HIT Grads to Benefit from New Articulation with ECU

WINTERVILLE—Pitt Community College administrators announced this month an agreement with East Carolina University is now in place regarding the transfer of Health Information Technology (HIT) graduates.
According to PCC HIT Director Ashleigh Walker, the bilateral agreement means students can begin their education at Pitt, where they can complete an associate degree in HIT and earn their Registered Health Information Technician (RHIT) credential. She said students can then move on to ECU for a bachelor’s degree and Registered Health Information Administrator credential.
“With PCC and ECU being in one another’s backyard, this is an efficient and effective way to get the best education for the money,” Walker said.

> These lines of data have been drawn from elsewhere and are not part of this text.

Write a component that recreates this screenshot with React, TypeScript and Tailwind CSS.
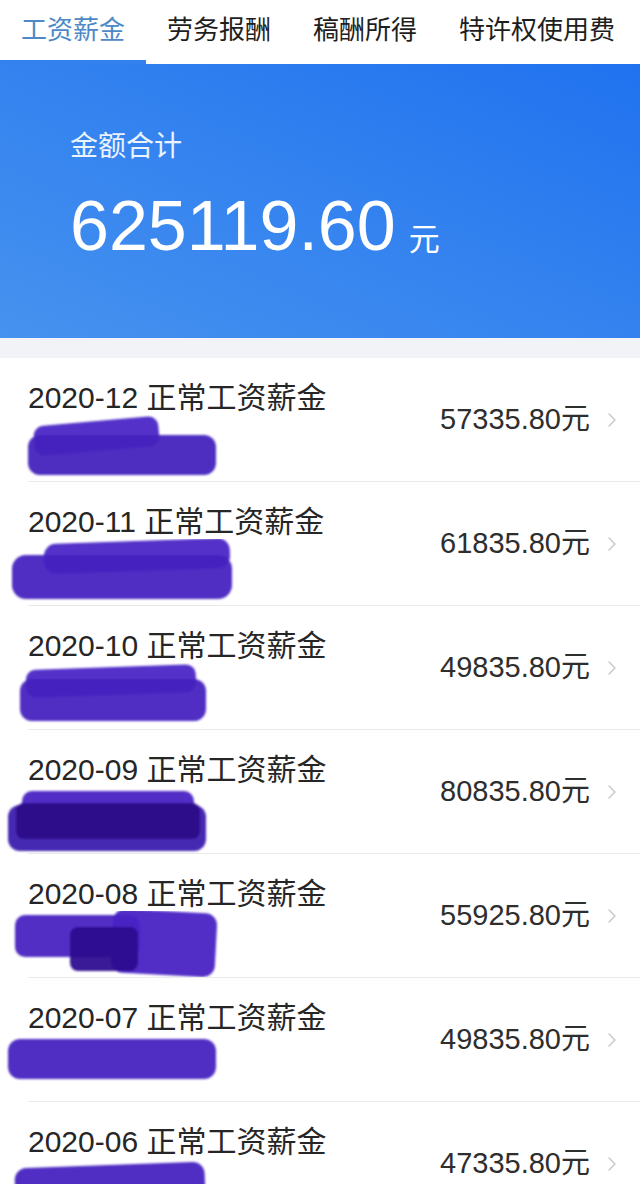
import { ChevronRight } from "lucide-react";

const tabs = ["工资薪金", "劳务报酬", "稿酬所得", "特许权使用费"];

type Stroke = [number, number, number, number, number, number, string];

// redaction marker strokes: x, y, w, h, rx, rotate, colour
const rows: { month: string; amount: string; blob: Stroke[] }[] = [
  {
    month: "2020-12",
    amount: "57335.80",
    blob: [
      [34, 6, 125, 30, 10, -5, "#4b26c6"],
      [28, 20, 188, 40, 12, 0, "#4422bd"],
    ],
  },
  {
    month: "2020-11",
    amount: "61835.80",
    blob: [
      [44, 2, 186, 30, 12, -2, "#4b26c6"],
      [12, 16, 220, 44, 14, 0, "#4622c0"],
    ],
  },
  {
    month: "2020-10",
    amount: "49835.80",
    blob: [
      [26, 4, 170, 28, 10, -2, "#4b26c6"],
      [20, 16, 186, 42, 12, 0, "#4622c0"],
    ],
  },
  {
    month: "2020-09",
    amount: "80835.80",
    blob: [
      [22, 4, 172, 30, 10, 0, "#4a25c4"],
      [8, 18, 198, 46, 12, 0, "#3d1cae"],
      [16, 16, 184, 36, 8, 0, "#2c1089"],
    ],
  },
  {
    month: "2020-08",
    amount: "55925.80",
    blob: [
      [15, 4, 125, 42, 10, 0, "#4824c2"],
      [112, 0, 104, 64, 12, 3, "#4a25c4"],
      [70, 16, 68, 44, 8, 0, "#2e1190"],
    ],
  },
  {
    month: "2020-07",
    amount: "49835.80",
    blob: [[8, 4, 208, 40, 12, 0, "#4622c0"]],
  },
  {
    month: "2020-06",
    amount: "47335.80",
    blob: [[15, 6, 190, 40, 12, -2, "#4622c0"]],
  },
];

function Redaction({ strokes }: { strokes: Stroke[] }) {
  return (
    <svg width="240" height="66" viewBox="0 0 240 66" className="block">
      <defs>
        <filter id="soft">
          <feGaussianBlur stdDeviation="1" />
        </filter>
      </defs>
      <g filter="url(#soft)">
        {strokes.map(([x, y, w, h, rx, r, c], i) => (
          <rect
            key={i}
            x={x}
            y={y}
            width={w}
            height={h}
            rx={rx}
            fill={c}
            opacity={0.95}
            transform={`rotate(${r} ${x + w / 2} ${y + h / 2})`}
          />
        ))}
      </g>
    </svg>
  );
}

export default function App() {
  return (
    <div
      className="h-[1184px] w-[640px] overflow-hidden bg-white"
      style={{ fontFamily: '"Liberation Sans", "Noto Sans CJK SC", sans-serif' }}
    >
      {/* tabs */}
      <div className="flex h-[60px] items-center bg-white">
        {tabs.map((t, i) => (
          <div
            key={t}
            className={
              i === 0
                ? "flex h-full w-[146px] items-center justify-center text-[26px] text-[#4d89c6]"
                : "flex h-full items-center px-[21px] text-[26px] text-[#1e1e1e]"
            }
          >
            {t}
          </div>
        ))}
      </div>
      <div className="flex h-[4px]">
        <div className="w-[146px] bg-[#3381ee]" />
        <div className="flex-1 bg-white" />
      </div>

      {/* total banner */}
      <div className="h-[274px] bg-linear-to-tr from-[#4692ef] to-[#2072ef] pl-[70px] pt-[66px] text-white">
        <div className="text-[28px] leading-[34px] text-white/90">金额合计</div>
        <div className="mt-[26px] flex items-baseline">
          <span className="text-[70px] leading-[72px]">625119.60</span>
          <span className="ml-[13px] text-[31px]">元</span>
        </div>
      </div>

      <div className="h-[20px] bg-[#f1f3f7]" />

      {/* list */}
      <div className="bg-white">
        {rows.map((r) => (
          <div key={r.month} className="relative flex h-[124px] items-center justify-between">
            <div className="flex h-full flex-col pt-[22px]">
              <div className="pl-[28px] text-[30px] leading-[35px] text-[#262626]">
                {r.month} 正常工资薪金
              </div>
              <Redaction strokes={r.blob} />
            </div>
            <div className="flex items-center pr-[16px]">
              <span className="text-[29px] text-[#2e2e2e]">
                {r.amount}元
              </span>
              <ChevronRight size={24} strokeWidth={1.5} className="ml-[10px] text-[#c9c9ce]" />
            </div>
            <div className="absolute bottom-0 left-[28px] right-0 h-px bg-[#e9e9ec]" />
          </div>
        ))}
      </div>
    </div>
  );
}
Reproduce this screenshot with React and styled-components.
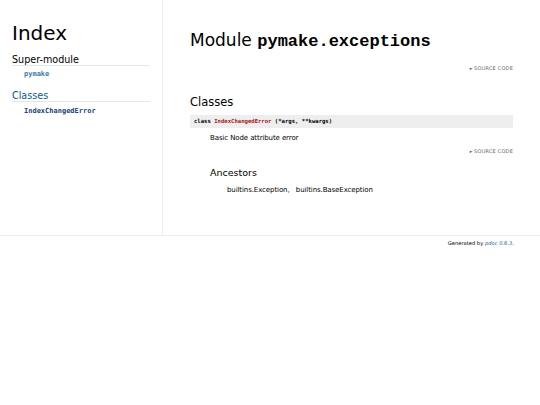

PCC Health Sciences Dean Donna Neal said the agreement with ECU “has been a very long time coming” and thanked Walker for her efforts to make the ‘2+2’ arrangement a reality.
“For years, our HIT graduates have found it difficult to advance their health information training,” Neal said. “Now, students can seamlessly progress from the associate degree-level of HIT training to a four-year degree and finish with a master’s degree.”
Walker explained that many graduates of PCC’s HIT program are eager to move into bachelor’s degree programs and above because opportunities in the health information field abound. She said those individuals have been forced to attend out-of-state colleges and universities, because North Carolina has been without a Health Information Management (HIM) program accredited by the Commission on Accreditation for Health Informatics and Information Management Education (CAHIIM) for several years.
“After a short hiatus to focus on the master’s program in informatics, ECU reinstated its nationally-recognized, CAHIIM-accredited Health Information Management program in the fall of 2017, giving our Health Information Technology graduates the opportunity to pursue a four-year HIM degree,” she said.
Neal said she expects interest and enrollment in HIT programs will grow as a result of the bilateral agreement.
“The program will be small for now, since the agreement with ECU only pertains to graduates of our HIT program, but that will likely change if it is expanded and offered to other HIT graduates,” she said. “It’s exciting that PCC is part of leading the effort to make that happen.”
PCC has a long and distinguished history of producing RHIT-credentialed Health Information Technology graduates who live and work in eastern North Carolina and across the state, and Walker says this new initiative will keep the tradition going strong.